The Human Experience and Labor
Perhaps the most intimate form of value extraction occurs in the realm of human interaction and emotion. The gig economy has mastered the art of turning personal time and effort into quantifiable transactions. Ride-sharing apps, for instance, do not merely facilitate transportation; they commodify the driver’s vehicle, their time, and the act of driving itself. The app reduces a complex human activity—getting from point A to point B—into a calculation of distance, traffic, and surge pricing, stripping away the nuance of the ride in favor of algorithmic efficiency.
Data as a Commodity
In the digital age, the most valuable resource is no longer oil or minerals, but personal data. Every click, scroll, and purchase is mined and packaged into a profile that is sold to the highest bidder.
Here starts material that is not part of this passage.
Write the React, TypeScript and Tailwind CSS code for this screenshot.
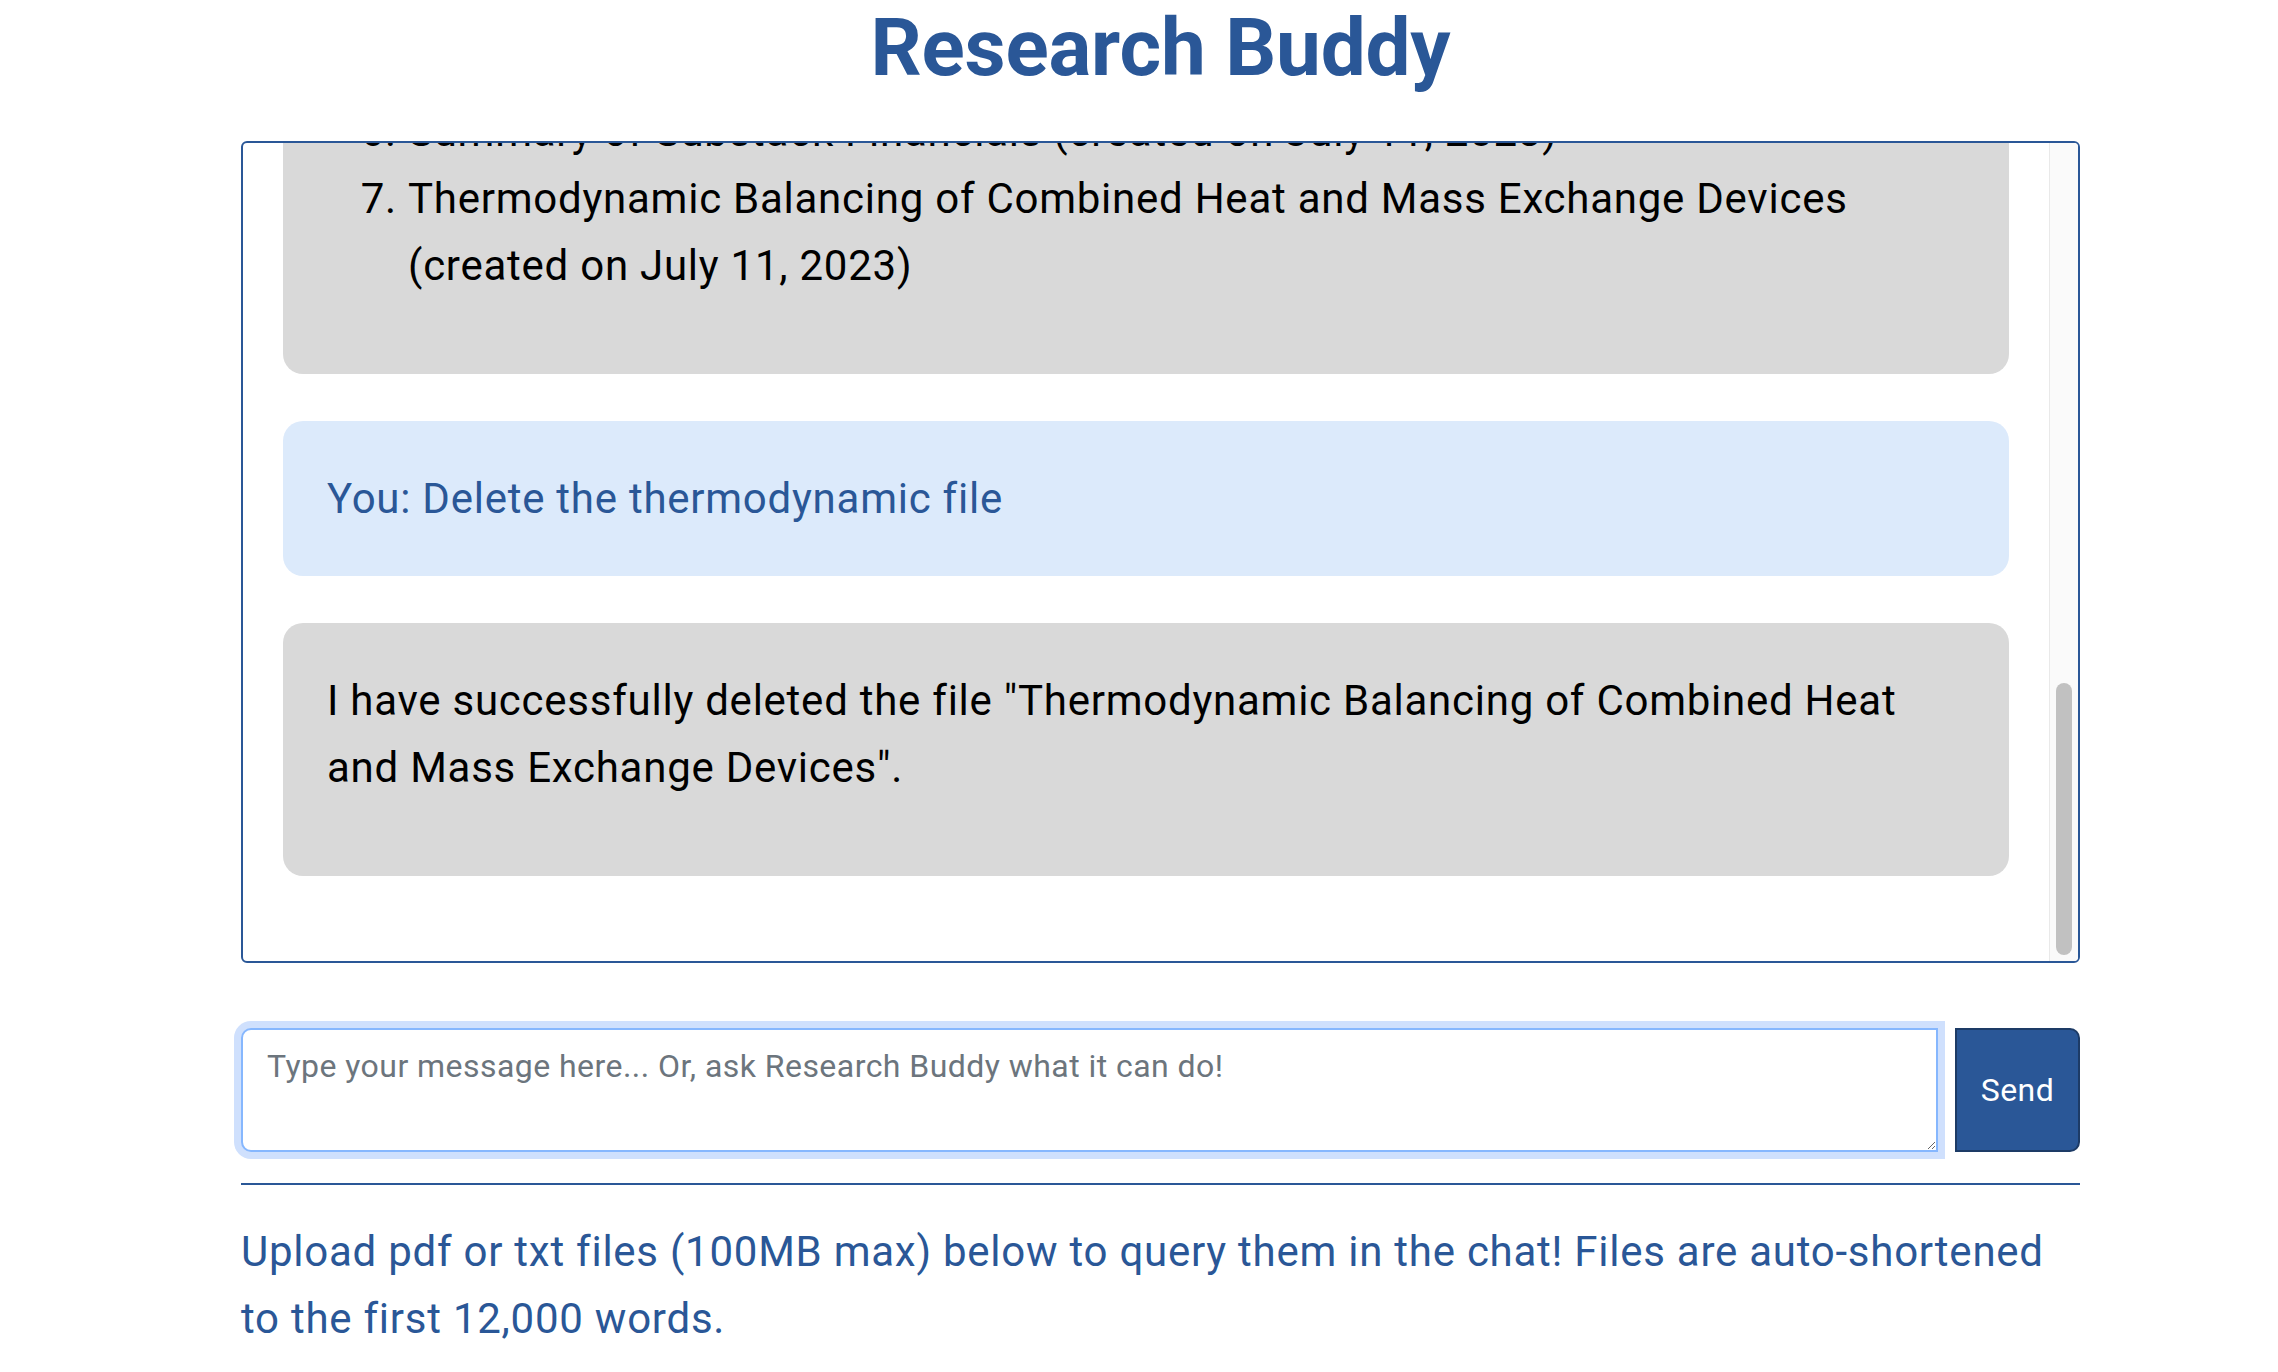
const BLUE = '#2a5797';

const ChatBox = () => {
  return (
    <div className="flex h-[822px] overflow-hidden rounded-[6px] border-2 border-[#2a5797]">
      {/* messages, pinned to the bottom like a scrolled chat */}
      <div className="flex flex-1 flex-col justify-end gap-[47px] overflow-hidden px-[40px] pb-[85px]">
        <div className="shrink-0 rounded-[20px] bg-[#d9d9d9] px-[44px] pt-[44px] pb-[44px] text-[42px] leading-[67px] tracking-[0.75px] text-black">
          <ol start={6} className="mb-[31px] list-decimal pl-[81px]">
            <li>Summary of Substack Financials (created on July 11, 2023)</li>
            <li>
              Thermodynamic Balancing of Combined Heat and Mass Exchange Devices (created on July 11, 2023)
            </li>
          </ol>
        </div>

        <div className="shrink-0 rounded-[20px] bg-[#dceafb] px-[44px] py-[44px] text-[42px] leading-[67px] tracking-[0.75px] text-[#2a5797]">
          You: Delete the thermodynamic file
        </div>

        <div className="shrink-0 rounded-[20px] bg-[#d9d9d9] px-[44px] pt-[44px] pb-[44px] text-[42px] leading-[67px] tracking-[0.75px] text-black">
          <p className="mb-[31px]">
            I have successfully deleted the file "Thermodynamic Balancing of Combined Heat and Mass Exchange Devices".
          </p>
        </div>
      </div>

      {/* scrollbar */}
      <div className="flex w-[29px] shrink-0 flex-col justify-end border-l border-[#e9e9e9] bg-[#fafafa] pb-[6px]">
        <div className="mx-auto h-[272px] w-[16px] rounded-full bg-[#c1c1c1]" />
      </div>
    </div>
  );
};

export default function App() {
  return (
    <div className="min-h-screen bg-white font-['Roboto','Liberation_Sans',sans-serif]">
      <div className="ml-[241px] w-[1839px] pb-[40px]">
        <h1 className="mb-[45px] text-center text-[80px] font-bold leading-[96px] tracking-[-0.2px]" style={{ color: BLUE }}>
          Research Buddy
        </h1>

        <ChatBox />

        <div className="mt-[65px] flex gap-[17px]">
          <textarea
            placeholder="Type your message here... Or, ask Research Buddy what it can do!"
            className="h-[124px] flex-1 rounded-l-[10px] rounded-r-none border-2 border-[#86b7fe] bg-white px-[24px] py-[12px] text-[32px] leading-[48px] tracking-[0.45px] text-[#212529] shadow-[0_0_0_7px_#cfe0fd] outline-none placeholder:text-[#6c757d]"
          />
          <button className="h-[124px] w-[125px] rounded-l-none rounded-r-[10px] border-2 border-[#1d3b66] bg-[#2a5797] text-[32px] tracking-[0.4px] text-white">
            Send
          </button>
        </div>

        <div className="mt-[31px] h-[2px] bg-[#2a5797]" />

        <p className="mt-[33px] text-[42px] leading-[67px] tracking-[0.75px] text-[#2a5797]">
          Upload pdf or txt files (100MB max) below to query them in the chat! Files are auto-shortened to the first 12,000 words.
        </p>
      </div>
    </div>
  );
}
Social media platforms operate on this principle, where the user’s attention and behavior are the actual products being sold to advertisers. This transaction is often invisible to the user, who "pays" for the service not with money, but with their behavioral data, which is then used to manipulate purchasing decisions and political outcomes.
Nature and Ecosystem Services
The natural world is increasingly viewed through the same lens of profitability, a shift that has profound implications for conservation. Ecosystem services—the purification of water, the pollination of crops, and the regulation of the climate—are being assigned monetary values. While this approach is often intended to protect the environment by making conservation financially viable, it also reinforces the idea that nature is a resource to be traded. Forests are seen as carbon credits, wetlands as flood control infrastructure, reducing their worth to a balance sheet rather than their intrinsic ecological value.
Cultural Traditions and Authenticity
The tourism industry illustrates how culture is packaged and sold as a consumable good. Indigenous crafts, traditional ceremonies, and local cuisine are repackaged into "authentic experiences" designed for visitor consumption. The spiritual or communal significance of these traditions is often secondary to the price tag attached to the performance. In this context, culture ceases to be a living practice and becomes a static commodity, stripped of its context and sold as a souvenir of the exotic.